School teaches disabled children to surf
Posted August 11, 2010
Wrightsville Beach, N.C. — Elementary school teachers Jack Viorel and Kevin Murphy spend their summers with a surf school in Wrightsville Beach. They figured with a little donated time and equipment, they could reach kids who need a little extra help.
“When you can find a kid who has a disability whether it's blindness or in a wheelchair and bring them out surfing, it kind of gives them the confidence they can do anything,” Murphy said.
Indo Jax Charity Surf Camps offer a chance for disabled and disadvantaged children to learn to surf.

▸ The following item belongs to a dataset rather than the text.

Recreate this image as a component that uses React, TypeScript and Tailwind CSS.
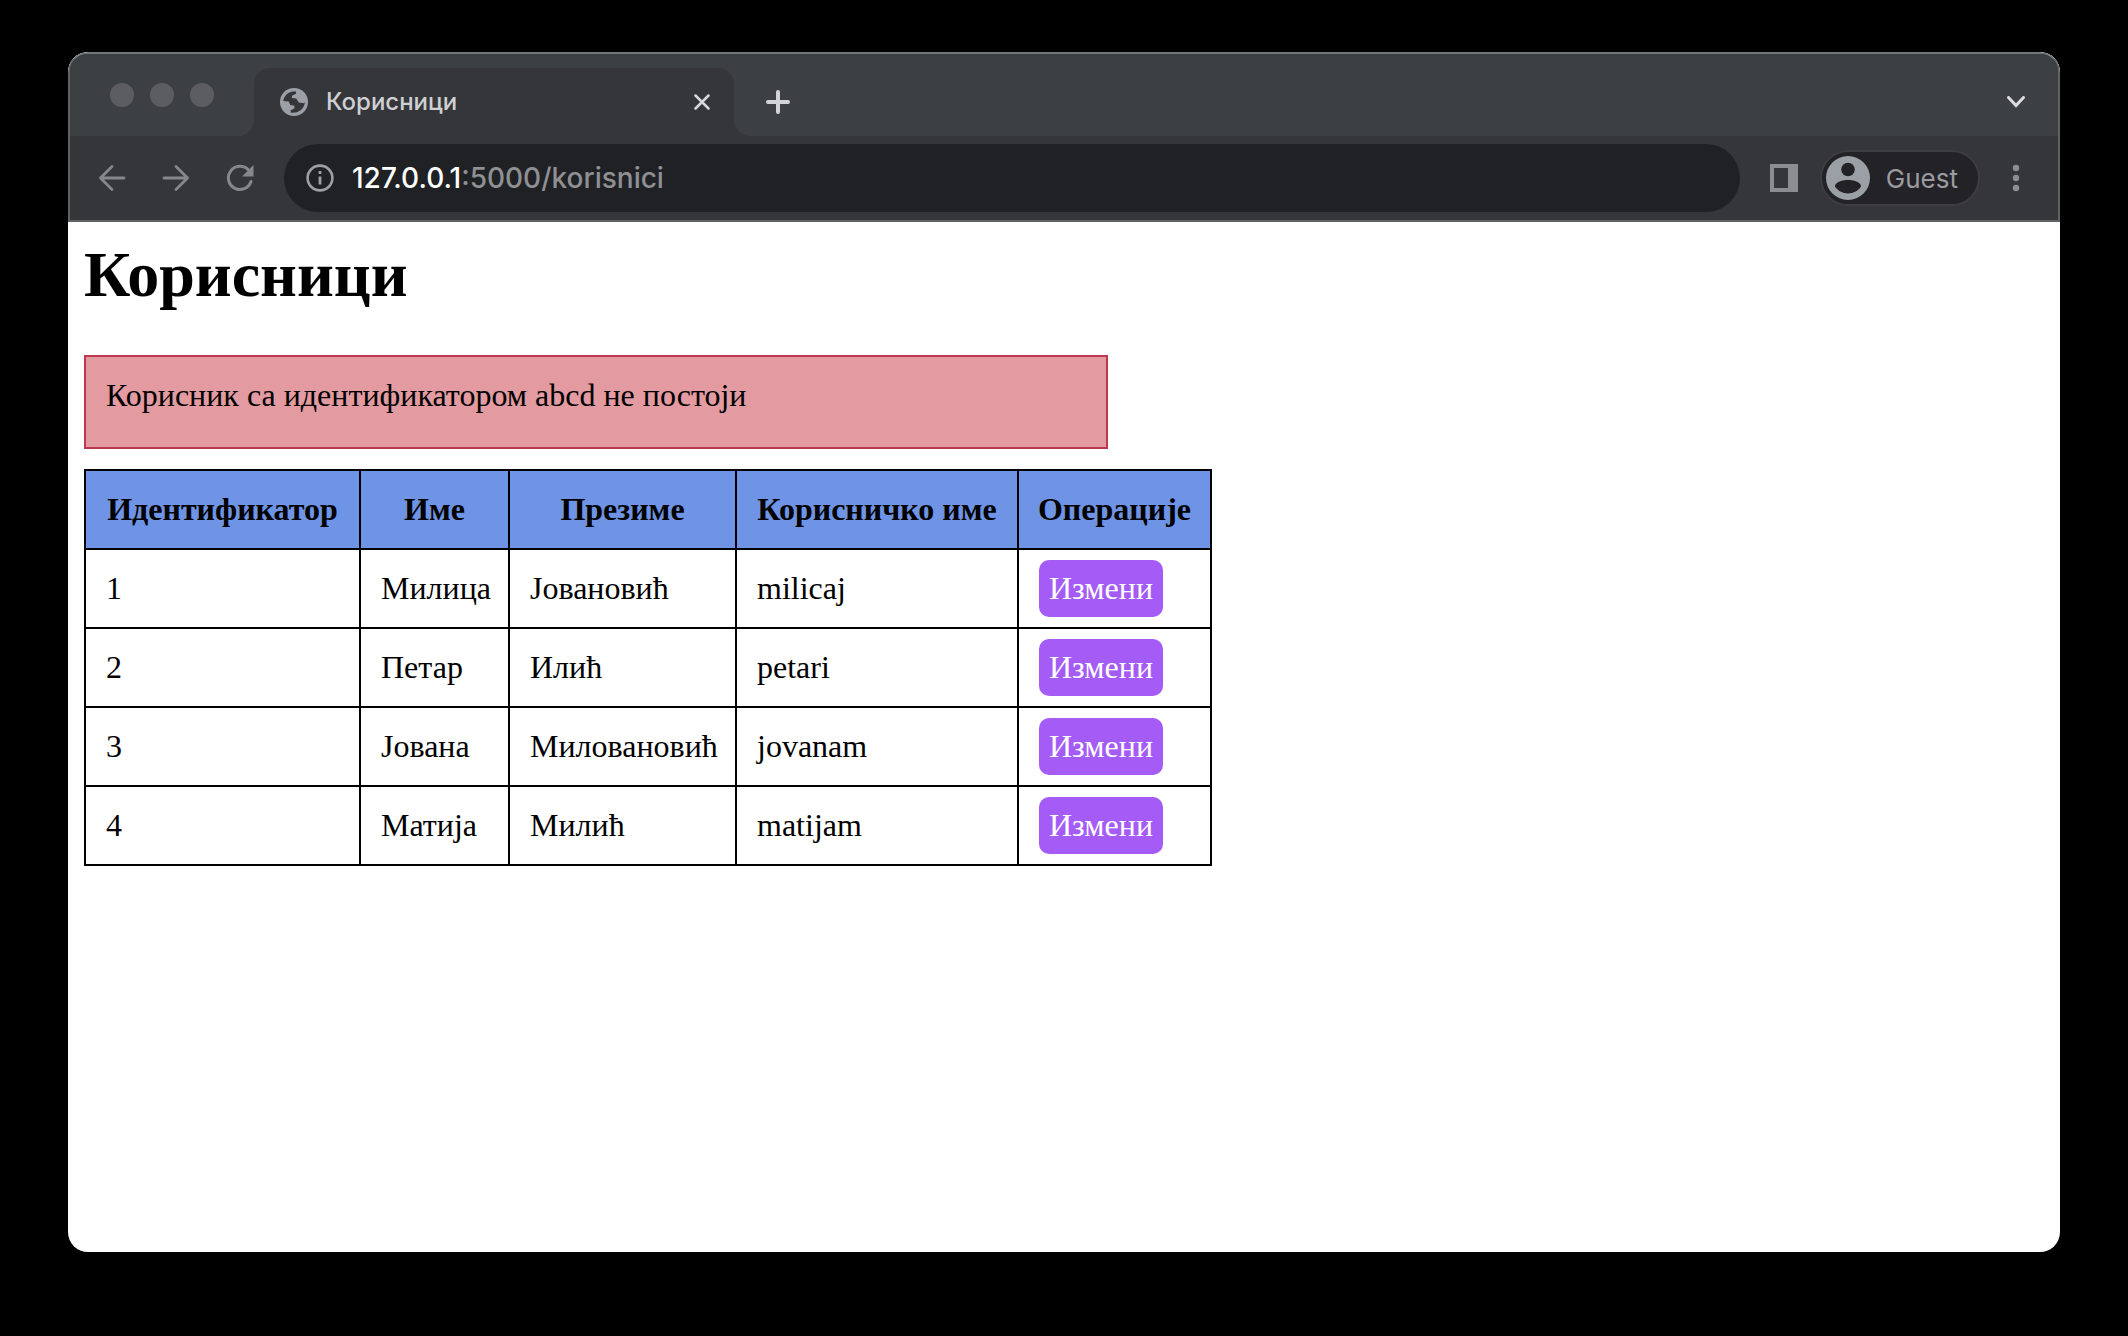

Just like with any beginner, the surf school starts slowly on the sand, but it doesn't take long to get these kids riding waves of happiness.
“The ultimate goal for us is to just make a little change for the positive in these kids’ lives, to know they can set their limits as high as they like,” Murphy said. “In the end, we feel like if we can make a little difference in these kids lives it's a good thing.
“I just think we're a couple of goofballs who found the ocean to be good for us and wanted to share it,” Viorel said.
Murphy said the two love teaching people to surf. “For us, getting kids with disabilities in the water is the easier thing in the world,” Murphy said.
Their job is made even easier with children like Dyan Ocampo, who are willing to take the challenge.
Dyan, 10, learned how to surf at a recent camp, despite being nearly blind.
“It’s like kind of being on the sidewalk, but it’s water,” he said.
The surf camps are held through the fall.
Donations for the camp can be made through the nonprofit group Ocean Cure.